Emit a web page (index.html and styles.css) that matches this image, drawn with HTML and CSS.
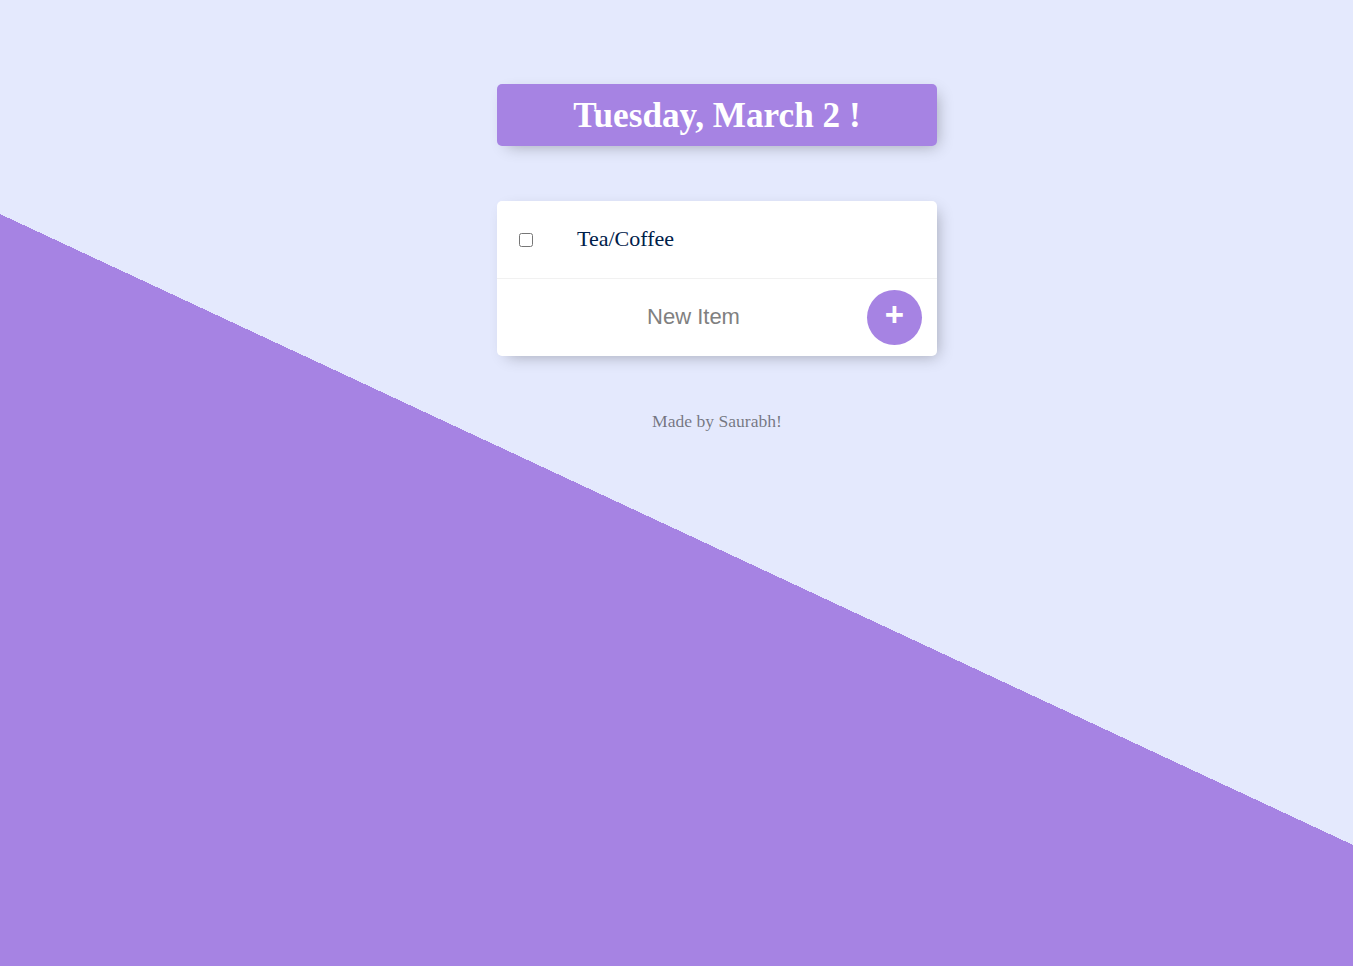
FILE: index.html
```html
<!DOCTYPE html>
<html lang="en">
<head>
<meta charset="utf-8">
<title>To-Do List</title>
<link rel="stylesheet" href="styles.css">
</head>
<body>
<div class="page">
  <div class="heading"><h1>Tuesday, March 2 !</h1></div>
  <div class="list">
    <div class="item">
      <input type="checkbox" class="check">
      <p class="item-text">Tea/Coffee</p>
    </div>
    <form class="item add-row">
      <input type="text" class="new-item" placeholder="New Item" autocomplete="off">
      <button type="button" class="add-btn">+</button>
    </form>
  </div>
  <footer class="footer">Made by Saurabh!</footer>
</div>
</body>
</html>
```
FILE: styles.css
```css
html {
  height: 100%;
  background-color: #E4E9FD;
  background-image: linear-gradient(25deg, #A683E3 50%, #E4E9FD 50%);
  background-size: 100% 1059px;
  background-repeat: no-repeat;
}
body {
  margin: 0;
  height: 100%;
  overflow: hidden;
}
.page {
  padding: 84px 0 0 81px;
  display: flex;
  flex-direction: column;
  align-items: center;
}
.heading {
  width: 440px;
  height: 62px;
  background: #A683E3;
  border-radius: 5px;
  box-shadow: 5px 5px 15px -5px rgba(0, 0, 0, 0.3);
  display: flex;
  align-items: center;
  justify-content: center;
}
.heading h1 {
  margin: 0;
  color: #fff;
  font-family: "Liberation Serif", "Times New Roman", serif;
  font-size: 35.2px;
  font-weight: bold;
  line-height: 1;
  padding-top: 1px;
}
.list {
  margin-top: 55px;
  width: 440px;
  background: #fff;
  border-radius: 5px;
  box-shadow: 5px 5px 15px -5px rgba(0, 0, 0, 0.3);
}
.item {
  height: 78px;
  display: flex;
  align-items: center;
  border-bottom: 1px solid #F1F1F1;
  box-sizing: border-box;
}
.add-row {
  height: 77px;
  border-bottom: 0;
  margin: 0;
}
.check {
  margin: 0 0 0 22px;
  width: 14px;
  height: 14px;
}
.item-text {
  margin: 0 0 0 44px;
  font-family: "Liberation Serif", "Times New Roman", serif;
  font-size: 22px;
  color: #00204a;
  padding-bottom: 1px;
}
.new-item {
  margin-left: 40px;
  width: 313px;
  height: 60px;
  border: none;
  padding: 0 0 2px 0;
  text-align: center;
  font-family: "Liberation Sans", Arial, sans-serif;
  font-size: 22px;
  color: #333;
  background: transparent;
  outline: none;
}
.new-item::placeholder {
  color: grey;
  opacity: 1;
}
.add-btn {
  margin-left: 17px;
  width: 55px;
  height: 55px;
  border-radius: 50%;
  border: 0;
  background: #A683E3;
  color: #fff;
  font-family: "Liberation Sans", Arial, sans-serif;
  font-size: 33px;
  font-weight: bold;
  line-height: 1;
  padding: 0 0 6px 0;
  display: flex;
  align-items: center;
  justify-content: center;
}
.footer {
  margin-top: 55px;
  font-family: "Liberation Serif", "Times New Roman", serif;
  font-size: 17.6px;
  color: rgba(0, 0, 0, 0.5);
  text-align: center;
}
```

------------------------------------------------

### STATED PROBLEM
From the data above, copy out every line with the string "page" in it.

### EXERCISE OUTPUT
Emit a web page (index.html and styles.css) that matches this image, drawn with HTML and CSS.
<div class="page">
.page {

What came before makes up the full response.